Les porcs étaient peu nombreux, relativement aux autres espèces. On en comptait environ 60 en tout, dont douze appartenant à des races nationales, le reste en races anglaises. En France, comme en Angleterre, le porc n’est absolument élevé que pour sa viande ; ni le travail, ni le lait, ni la laine, ne viennent compliquer la question, animal propter convivia natum. Les différences de climat et de fertilité ont elles-mêmes peu d’importance, car le porc vit peu au grand air, il doit être surtout nourri à l’étable ; rien ne s’oppose donc sérieusement à l’adoption pure et simple des races anglaises par nos plus petits cultivateurs. Leur supériorité est plus manifeste encore que pour les autres espèces animales ; tout s’y trouve, la qualité comme la quantité, et quand on a vu une fois un essex, un new-leicester, un coleshill, un hampshire, il n’est plus permis d’hésiter. Autant il me paraît prudent de bien étudier avant d’entreprendre un croisement quelconque pour les bœufs et les moutons, autant l’avantage me paraît immédiat et évident pour les porcs, tant nos races sont encore défectueuses pour la plupart.

Ceci commence à être compris, car les prix, même pour des animaux de race anglaise, ont été généralement obtenus par des Français, bien que des éleveurs anglais eussent aussi concouru. Je ne connais pas les porcheries de la plupart de nos éleveurs primés, mais j’ai vu celle récemment construite par l’un d’eux, M. Allier, directeur de Petit-Bourg, et je puis affirmer qu’il n’y a rien de mieux en Angleterre. Il est bien à désirer que cet exemple se propage, car de toutes les spéculations agricoles il n’en est pas de plus simple, de plus sûre, de plus facile ; la viande de porc entre déjà pour un tiers dans notre alimentation nationale.

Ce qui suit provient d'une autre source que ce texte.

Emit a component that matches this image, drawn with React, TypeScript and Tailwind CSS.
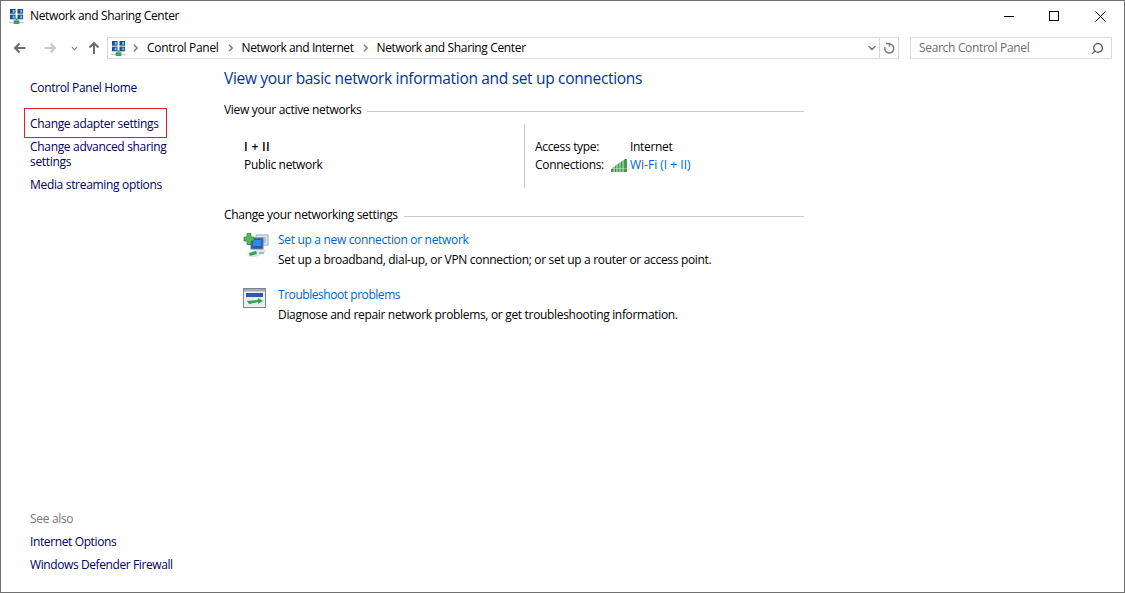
import { ChevronDown, Search } from 'lucide-react';

const font = "[font-family:'Open_Sans','Noto_Sans',sans-serif]";

function NetworkIcon() {
  return (
    <svg width="15" height="15" viewBox="0 0 16 16" className="shrink-0">
      <rect x="1" y="0" width="6" height="5" fill="#1e4f8c" />
      <rect x="4" y="1" width="2" height="3" fill="#7cc0f5" />
      <rect x="9" y="0" width="6" height="5" fill="#1e4f8c" />
      <rect x="12" y="1" width="2" height="3" fill="#7cc0f5" />
      <rect x="1" y="6" width="6" height="5" fill="#1e4f8c" />
      <rect x="4" y="7" width="2" height="3" fill="#7cc0f5" />
      <rect x="9" y="6" width="6" height="5" fill="#1e4f8c" />
      <rect x="12" y="7" width="2" height="3" fill="#7cc0f5" />
      <rect x="0" y="14" width="16" height="1" fill="#b9c4b9" />
      <rect x="5" y="12" width="6" height="4" fill="#2fa36b" />
      <rect x="7" y="10" width="2" height="2" fill="#2fa36b" />
    </svg>
  );
}

function NavArrow({ dir, color }: { dir: 'left' | 'right' | 'up'; color: string }) {
  const d = {
    left: 'M12.5 7H2M6.5 2.5 2 7l4.5 4.5',
    right: 'M1.5 7H12M7.5 2.5 12 7l-4.5 4.5',
    up: 'M7 13V2M2.5 6.5 7 2l4.5 4.5',
  }[dir];
  return (
    <svg width="14" height="14" viewBox="0 0 14 14" fill="none" stroke={color} strokeWidth="2" className="shrink-0">
      <path d={d} />
    </svg>
  );
}

function Crumb({ first }: { first?: boolean }) {
  return (
    <svg width="6" height="8" viewBox="0 0 6 8" fill="none" stroke="#7d7d7d" strokeWidth="1.5" className={first ? 'shrink-0 ml-[7px] mr-[8px]' : 'shrink-0 ml-[9px] mr-[8px]'}>
      <path d="M1 .8 4.2 4 1 7.2" />
    </svg>
  );
}

function SetupIcon() {
  return (
    <svg width="26" height="26" viewBox="0 0 26 26" className="shrink-0">
      <rect x="13" y="3" width="12" height="10" fill="#e4e9ef" stroke="#9aa5b3" />
      <rect x="15" y="5" width="8" height="6" fill="#9cc8ef" />
      <rect x="8" y="6" width="12" height="11" fill="#2a5aa8" stroke="#6b7a8f" />
      <rect x="10" y="8" width="8" height="6" fill="#2f8be8" />
      <path d="M1 5h3V1.500h4V5h3v4H8v3.500H4V9H1z" fill="#56b85c" stroke="#2b7f34" strokeWidth=".7" />
      <path d="M4 21l9-3h10l-1 3-9 4H6z" fill="#dfe3e7" />
      <path d="M6 21l7-2 1 3-7 2z" fill="#2fa34e" />
      <path d="M16 20h5v2h-5z" fill="#a9b1ba" />
    </svg>
  );
}

function TroubleshootIcon() {
  return (
    <svg width="24" height="22" viewBox="0 0 24 22" className="shrink-0">
      <rect x=".5" y=".5" width="22" height="19" fill="#eef0f2" stroke="#7b838c" />
      <rect x="1" y="1" width="21" height="2.500" fill="#a4abb3" />
      <rect x="3" y="5" width="17" height="4" fill="#2b5aa8" />
      <rect x="3" y="9" width="17" height="8" fill="#e6eaed" />
      <path d="M4 13l11-1v-2l5 3-5 3v-2l-9 2z" fill="#2fa35a" />
    </svg>
  );
}

function SignalIcon() {
  return (
    <svg width="16" height="13" viewBox="0 0 16 13" className="shrink-0">
      <path d="M0 13V10l14-10h2v13z" fill="#3f9a4a" />
      <path d="M3 13V7M6 13V5M9 13V3M12 13V1" stroke="#cfe8d2" strokeWidth="1" />
      <path d="M0 9.500h16" stroke="#ffffff" strokeOpacity=".35" strokeWidth="1" />
    </svg>
  );
}

function SectionTitle({ text }: { text: string }) {
  return (
    <div className="flex items-center gap-[6px] h-4 w-[580px]">
      <span className="text-black whitespace-nowrap -mt-[2px]">{text}</span>
      <div className="flex-1 h-px bg-[#c8c8c8]" />
    </div>
  );
}

export default function App() {
  return (
    <div className={`${font} text-[12px] leading-4 tracking-[-0.32px] w-[1125px] h-[593px] bg-white border border-[#707070] flex flex-col overflow-hidden text-black`}>
      {/* Title bar */}
      <div className="h-[30px] flex items-center shrink-0 pl-[8px]">
        <NetworkIcon />
        <span className="ml-[6px] tracking-[-0.36px]">Network and Sharing Center</span>
        <div className="ml-auto flex items-center">
          <div className="w-[10px] h-px bg-black mr-[35px]" />
          <div className="w-[10px] h-[10px] border border-black mr-[36px]" />
          <svg width="11" height="11" viewBox="0 0 11 11" stroke="#000" className="mr-[18px]">
            <path d="M.5.5l10 10M10.5.5l-10 10" />
          </svg>
        </div>
      </div>

      {/* Address bar */}
      <div className="h-[22px] mt-[6px] flex items-center shrink-0">
        <div className="ml-[12px] w-[94px] flex items-center">
          <NavArrow dir="left" color="#6d6d6d" />
          <div className="ml-[16px]"><NavArrow dir="right" color="#c8c8c8" /></div>
          <ChevronDown size={9} strokeWidth={3} color="#808080" className="ml-[13px]" />
          <div className="ml-[8px]"><NavArrow dir="up" color="#6d6d6d" /></div>
        </div>
        <div className="w-[792px] h-[22px] border border-[#d9d9d9] flex items-center pl-[3px]">
          <NetworkIcon />
          <Crumb first />
          <span>Control Panel</span>
          <Crumb />
          <span className="tracking-[-0.42px]">Network and Internet</span>
          <Crumb />
          <span className="tracking-[-0.36px]">Network and Sharing Center</span>
          <ChevronDown size={12} strokeWidth={2.500} color="#6d6d6d" className="ml-auto mr-[1px]" />
          <div className="h-full w-px bg-[#d9d9d9]" />
          <svg width="12" height="13" viewBox="0 0 12 13" fill="none" stroke="#7a7a7a" strokeWidth="1.500" className="mx-[3px]">
            <path d="M3 1.500h3.500v3M6 2a4.500 4.500 0 1 1-4 3" />
          </svg>
        </div>
        <div className="ml-[11px] w-[202px] h-[22px] border border-[#d9d9d9] flex items-center pl-[8px] pr-[7px] text-[#6d6d6d]">
          <span>Search Control Panel</span>
          <Search size={13} strokeWidth={2.500} color="#5a5a5a" className="ml-auto -scale-x-100" />
        </div>
      </div>

      <div className="flex flex-1 min-h-0">
        {/* Sidebar */}
        <aside className="w-[223px] shrink-0 flex flex-col pl-[29px] text-[#00005e]">
          <div className="mt-[21px]">Control Panel Home</div>
          <div className="mt-[12px] -ml-[6px] w-[143px] h-[30px] border border-[#ed1c24] flex items-center pl-[5px] pt-[1px]">Change adapter settings</div>
          <div className="mt-[1px] leading-[15px] w-[150px]">Change advanced sharing settings</div>
          <div className="mt-[8px]">Media streaming options</div>
          <div className="mt-auto text-[#767676]">See also</div>
          <div className="mt-[7px] tracking-[-0.38px]">Internet Options</div>
          <div className="mt-[7px] mb-[19px] tracking-[-0.4px]">Windows Defender Firewall</div>
        </aside>

        {/* Main content */}
        <main className="flex-1 flex flex-col">
          <h1 className="mt-[8px] text-[15.500px] leading-[22px] text-[#003399]">View your basic network information and set up connections</h1>
          <div className="mt-[14px]"><SectionTitle text="View your active networks" /></div>
          <div className="mt-[5px] flex h-[64px] w-[580px]">
            <div className="w-[300px] pl-[20px] pt-[15px]">
              <div className="font-semibold tracking-[0.3px]">I + II</div>
              <div className="mt-[2px]">Public network</div>
            </div>
            <div className="w-px h-full bg-[#c8c8c8]" />
            <div className="pl-[10px] pt-[15px]">
              <div className="flex">
                <span className="w-[95px]">Access type:</span>
                <span>Internet</span>
              </div>
              <div className="flex items-center mt-[2px]">
                <span className="w-[76px]">Connections:</span>
                <SignalIcon />
                <span className="ml-[3px] text-[#0066cc] tracking-normal">Wi-Fi (I + II)</span>
              </div>
            </div>
          </div>
          <div className="mt-[20px]"><SectionTitle text="Change your networking settings" /></div>
          <div className="mt-[8px] ml-[19px] flex">
            <SetupIcon />
            <div className="ml-[9px]">
              <div className="text-[#0066cc]">Set up a new connection or network</div>
              <div className="mt-[4px]">Set up a broadband, dial-up, or VPN connection; or set up a router or access point.</div>
            </div>
          </div>
          <div className="mt-[19px] ml-[19px] flex">
            <div className="w-[26px] pt-[1px]"><TroubleshootIcon /></div>
            <div className="ml-[9px]">
              <div className="text-[#0066cc] tracking-[-0.45px]">Troubleshoot problems</div>
              <div className="mt-[4px]">Diagnose and repair network problems, or get troubleshooting information.</div>
            </div>
          </div>
        </main>
      </div>
    </div>
  );
}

Quelques boucs et chèvres appartenant aux races d’Angora et de Cachemire figuraient à côté des moutons. C’est sans doute une louable entreprise que d’essayer de naturaliser ces élégantes espèces, mais nous avons déjà chez nous un type précieux dont on ne parle pas assez : c’est tout bonnement la chèvre laitière, l’ancienne Amalthée, qui peut bien nourrir aujourd’hui les hommes, puisqu’elle nourrissait autrefois les dieux. Ce n’est pas sans raison que les anciens avaient fait d’une corne de chèvre la corne d’abondance ; de tous les animaux domestiques, celui-là est peut-être le plus productif. Outre qu’il fournit la matière première d’une de nos industries de luxe, la ganterie, il produit en abondance des fromages recherchés.